WORK REQUIRED >>
Copy out all lines in the data below containing the string "this".

RECORDS SHOWN >>

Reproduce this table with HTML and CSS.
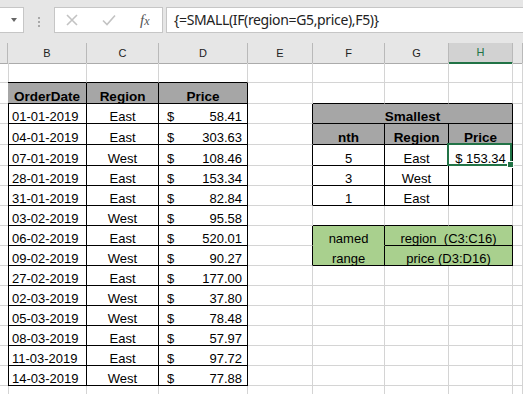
FILE: index.html
```html
<!DOCTYPE html>
<html lang="en">
<head>
  <meta charset="UTF-8">
  <title>SMALL with IF</title>
  <link rel="stylesheet" href="styles.css">
</head>
<body>
  <div class="toolbar">
    <div class="namebox"><span class="caret"></span></div>
    <div class="grip"><span></span><span></span><span></span></div>
    <div class="fxbox">
      <svg class="cancel" width="12" height="12" viewBox="0 0 12 12"><path d="M1 1L11 11M11 1L1 11" stroke="#c3c3c3" stroke-width="1.6" fill="none"/></svg>
      <svg class="enter" width="14" height="12" viewBox="0 0 14 12"><path d="M1 6.5L5 10.5L13 1.5" stroke="#c3c3c3" stroke-width="1.6" fill="none"/></svg>
      <span class="fx"><i>f</i><span>x</span></span>
    </div>
    <div class="formula">{=SMALL(IF(region=G5,price),F5)}</div>
  </div>

  <div class="row colhead">
    <div class="h"></div><div class="h">B</div><div class="h">C</div><div class="h">D</div><div class="h">E</div>
    <div class="h">F</div><div class="h">G</div><div class="h on">H</div><div class="h"></div>
  </div>

  <!-- 1 -->
  <div class="row">
    <div class="c"></div><div class="c eb"></div><div class="c eb"></div><div class="c eb"></div>
    <div class="c"></div><div class="c"></div><div class="c"></div><div class="c"></div><div class="c"></div>
  </div>
  <!-- 2 -->
  <div class="row tall">
    <div class="c er"></div><div class="c t hd">OrderDate</div><div class="c t hd">Region</div><div class="c t hd">Price</div>
    <div class="c"></div><div class="c eb"></div><div class="c eb"></div><div class="c eb"></div><div class="c"></div>
  </div>
  <!-- 3 -->
  <div class="row">
    <div class="c er"></div><div class="c t">01-01-2019</div><div class="c t ctr">East</div>
    <div class="c t num"><span>$</span><span>58.41</span></div>
    <div class="c er"></div><div class="c t hd span3">Smallest</div><div class="c"></div>
  </div>
  <!-- 4 -->
  <div class="row tall">
    <div class="c er"></div><div class="c t">04-01-2019</div><div class="c t ctr">East</div>
    <div class="c t num"><span>$</span><span>303.63</span></div>
    <div class="c er"></div><div class="c t hd">nth</div><div class="c t hd">Region</div><div class="c t hd">Price</div><div class="c"></div>
  </div>
  <!-- 5 -->
  <div class="row tall">
    <div class="c er"></div><div class="c t">07-01-2019</div><div class="c t ctr">West</div>
    <div class="c t num"><span>$</span><span>108.46</span></div>
    <div class="c er"></div><div class="c t ctr">5</div><div class="c t ctr">East</div><div class="c t ctr sel">$ 153.34</div><div class="c"></div>
  </div>
  <!-- 6 -->
  <div class="row">
    <div class="c er"></div><div class="c t">28-01-2019</div><div class="c t ctr">East</div>
    <div class="c t num"><span>$</span><span>153.34</span></div>
    <div class="c er"></div><div class="c t ctr">3</div><div class="c t ctr">West</div><div class="c t"></div><div class="c"></div>
  </div>
  <!-- 7 -->
  <div class="row">
    <div class="c er"></div><div class="c t">31-01-2019</div><div class="c t ctr">East</div>
    <div class="c t num"><span>$</span><span>82.84</span></div>
    <div class="c er"></div><div class="c t ctr">1</div><div class="c t ctr">East</div><div class="c t"></div><div class="c"></div>
  </div>
  <!-- 8 -->
  <div class="row">
    <div class="c er"></div><div class="c t">03-02-2019</div><div class="c t ctr">West</div>
    <div class="c t num"><span>$</span><span>95.58</span></div>
    <div class="c"></div><div class="c eb"></div><div class="c eb"></div><div class="c eb"></div><div class="c"></div>
  </div>
  <!-- 9 -->
  <div class="row">
    <div class="c er"></div><div class="c t">06-02-2019</div><div class="c t ctr">East</div>
    <div class="c t num"><span>$</span><span>520.01</span></div>
    <div class="c er"></div><div class="c t named merged">named</div><div class="c t named span2">region&nbsp;&nbsp;(C3:C16)</div><div class="c"></div>
  </div>
  <!-- 10 -->
  <div class="row">
    <div class="c er"></div><div class="c t">09-02-2019</div><div class="c t ctr">West</div>
    <div class="c t num"><span>$</span><span>90.27</span></div>
    <div class="c er"></div><div class="c t named">range</div><div class="c t named span2">price (D3:D16)</div><div class="c"></div>
  </div>
  <!-- 11 -->
  <div class="row">
    <div class="c er"></div><div class="c t">27-02-2019</div><div class="c t ctr">East</div>
    <div class="c t num"><span>$</span><span>177.00</span></div>
    <div class="c"></div><div class="c"></div><div class="c"></div><div class="c"></div><div class="c"></div>
  </div>
  <!-- 12 -->
  <div class="row">
    <div class="c er"></div><div class="c t">02-03-2019</div><div class="c t ctr">West</div>
    <div class="c t num"><span>$</span><span>37.80</span></div>
    <div class="c"></div><div class="c"></div><div class="c"></div><div class="c"></div><div class="c"></div>
  </div>
  <!-- 13 -->
  <div class="row">
    <div class="c er"></div><div class="c t">05-03-2019</div><div class="c t ctr">West</div>
    <div class="c t num"><span>$</span><span>78.48</span></div>
    <div class="c"></div><div class="c"></div><div class="c"></div><div class="c"></div><div class="c"></div>
  </div>
  <!-- 14 -->
  <div class="row">
    <div class="c er"></div><div class="c t">08-03-2019</div><div class="c t ctr">East</div>
    <div class="c t num"><span>$</span><span>57.97</span></div>
    <div class="c"></div><div class="c"></div><div class="c"></div><div class="c"></div><div class="c"></div>
  </div>
  <!-- 15 -->
  <div class="row">
    <div class="c er"></div><div class="c t">11-03-2019</div><div class="c t ctr">East</div>
    <div class="c t num"><span>$</span><span>97.72</span></div>
    <div class="c"></div><div class="c"></div><div class="c"></div><div class="c"></div><div class="c"></div>
  </div>
  <!-- 16 -->
  <div class="row">
    <div class="c er"></div><div class="c t">14-03-2019</div><div class="c t ctr">West</div>
    <div class="c t num"><span>$</span><span>77.88</span></div>
    <div class="c"></div><div class="c"></div><div class="c"></div><div class="c"></div><div class="c"></div>
  </div>
  <!-- 17 -->
  <div class="row">
    <div class="c"></div><div class="c"></div><div class="c"></div><div class="c"></div>
    <div class="c"></div><div class="c"></div><div class="c"></div><div class="c"></div><div class="c"></div>
  </div>
</body>
</html>
```

FILE: styles.css
```css
body {
  margin: 0;
  width: 523px;
  height: 394px;
  overflow: hidden;
  background: #fff;
  font-family: "Liberation Sans", Arial, sans-serif;
  color: #000;
}

/* formula bar */
.toolbar {
  height: 43px;
  box-sizing: border-box;
  padding-top: 7px;
  background: #e6e6e6;
  display: flex;
  align-items: flex-start;
}

.namebox {
  width: 24px;
  height: 26px;
  box-sizing: border-box;
  background: #fff;
  border: 1px solid #c6c6c6;
  border-left: none;
  display: flex;
  align-items: center;
  justify-content: flex-end;
  padding-right: 6px;
}

.caret {
  width: 0;
  height: 0;
  border-left: 3.5px solid transparent;
  border-right: 3.5px solid transparent;
  border-top: 4px solid #666;
}

.grip {
  display: flex;
  flex-direction: column;
  gap: 2px;
  margin: 10px 14px 0 14px;
}

.grip span {
  width: 2px;
  height: 2px;
  background: #a8a8a8;
}

.fxbox {
  width: 109px;
  height: 26px;
  box-sizing: border-box;
  background: #fff;
  border: 1px solid #c6c6c6;
  display: flex;
  align-items: center;
}

.cancel { margin-left: 11px; }
.enter { margin-left: 24px; }

.fx {
  margin-left: 24px;
  font-family: "Liberation Serif", serif;
  color: #555;
  font-size: 15px;
}

.fx span {
  font-size: 12px;
  font-style: italic;
}

.formula {
  flex: 1;
  height: 26px;
  margin: 0 -5px 0 3px;
  box-sizing: border-box;
  background: #fff;
  border: 1px solid #c6c6c6;
  padding: 0 7px;
  font-family: "Noto Sans", sans-serif;
  font-size: 14px;
  letter-spacing: -0.35px;
  line-height: 24px;
  color: #222;
  white-space: nowrap;
}

/* grid */
.row {
  display: grid;
  grid-template-columns: 8px 79px 72px 89px 65px 72px 64px 64px 1fr;
  height: 20px;
}

.row.tall { height: 21px; }

.colhead .h {
  background: #e6e6e6;
  border-right: 1px solid #b9b9b9;
  border-bottom: 1px solid #ababab;
  font-size: 11px;
  line-height: 20px;
  text-align: center;
  color: #222;
}

.colhead .h.on {
  background: #d2d2d2;
  color: #217346;
  border-bottom: 2px solid #217346;
  line-height: 19px;
}

.c {
  box-sizing: border-box;
  border-right: 1px solid #d4d4d4;
  border-bottom: 1px solid #d4d4d4;
  display: flex;
  align-items: flex-end;
  padding: 0 4px;
  font-size: 13px;
  line-height: 12px;
  white-space: nowrap;
}

/* black cell borders */
.t { border-right-color: #000; border-bottom-color: #000; }
.er { border-right-color: #000; }
.eb { border-bottom-color: #000; }

.hd {
  background: #a6a6a6;
  font-weight: bold;
  font-size: 13.5px;
  justify-content: center;
}

.ctr { justify-content: center; }

.num {
  justify-content: space-between;
  padding: 0 5px 0 8px;
}

.named {
  background: #a9d08e;
  justify-content: center;
}

.merged { border-bottom-color: #a9d08e; }

.span2 { grid-column: span 2; }
.span3 { grid-column: span 3; }

/* active cell */
.sel { position: relative; }

.sel::after {
  content: "";
  position: absolute;
  left: -2px;
  top: -2px;
  right: 0;
  bottom: -1px;
  border: 2px solid #217346;
}

.sel::before {
  content: "";
  position: absolute;
  right: -2px;
  bottom: -3px;
  width: 5px;
  height: 5px;
  background: #217346;
  border: 1px solid #fff;
  z-index: 1;
}
```
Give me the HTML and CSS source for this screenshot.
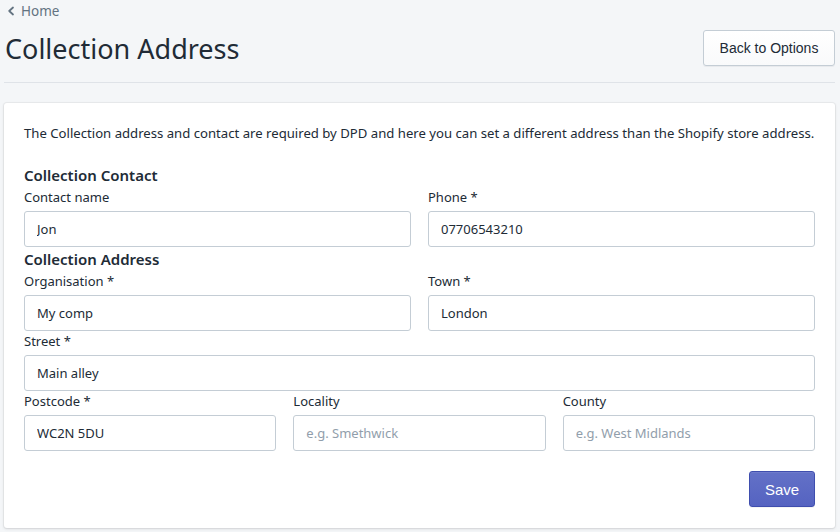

COMPLETED TASK >>
Reproduce this table with HTML and CSS.
Give me the HTML and CSS source for this screenshot.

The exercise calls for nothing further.